Been waiting 14 hours Davey, can you reveal your source about these bribes please?

dante - you are right. My argument is that when you are on the "bones of your arse" you don't run out an buy a new car! If the vehicle is only 8 years old and has worked perfectly well and you don't need to push start it in the mornings - why replace it? What we are looking at here is rampant narcissism, money being spent for no valid reason!

If the G20 meetings were going to be of any value, they would have worked out how to Tax Apple and the other Multinational Companies who send their profits to Ireland and the Bermudas. Free Junkets.

Jo Blow. The system is broken. The Loonies have taken over the Asylum. This latest Fiasco makes me feel worse than the Gillard years. We thought we were going to get some sanity into the system and what do we get? A couple of clowns running amok.

Eunita, thank you for your advice of always checking your source. I's impossible to know who is telling the truth these days.

Do you mean "Gina the Hutt?" You know, the one who stiffed her kids for billions in order to stay the "Richest woman in Australia!" Now THAT thing is twice as revolting! As far as I know Clive hasn't ripped of any of his kids!

As an after-thought, if these G20 heads didn't create enemies all over the place they wouldn't need to worry so much would they? We don't want the terrorist groups hunting them to land on our doorstep!

$800,000 for a Holden! If the current vehicles are only 8 years old what's the problem?

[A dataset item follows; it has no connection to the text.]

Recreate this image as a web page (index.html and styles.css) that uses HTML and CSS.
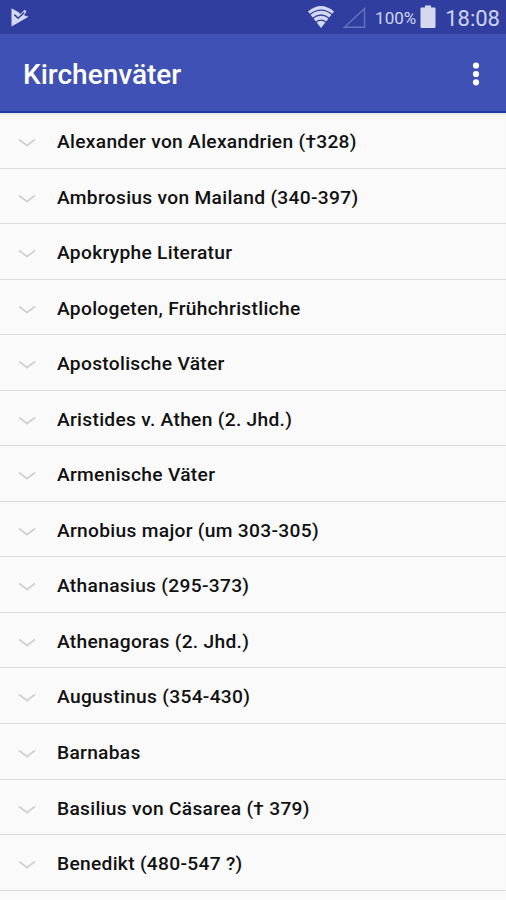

They would be in "mint" condition as they would be looked after and serviced better than most kids in this country!
"neither option is believed to have been able to meet international standards for protection against attacks."
Jeezus! What do they want? Put them in APC's or Leopard Tanks and give them a ride around the block for Christ's sake. Somebody take the damn cheque books of these people, It feels like the alp years all over again. PS. Don't offer to suck up to all these dwarfs and refuse to hold another bloody "G" anything meeting! WE CAN'T AFFORD THEM!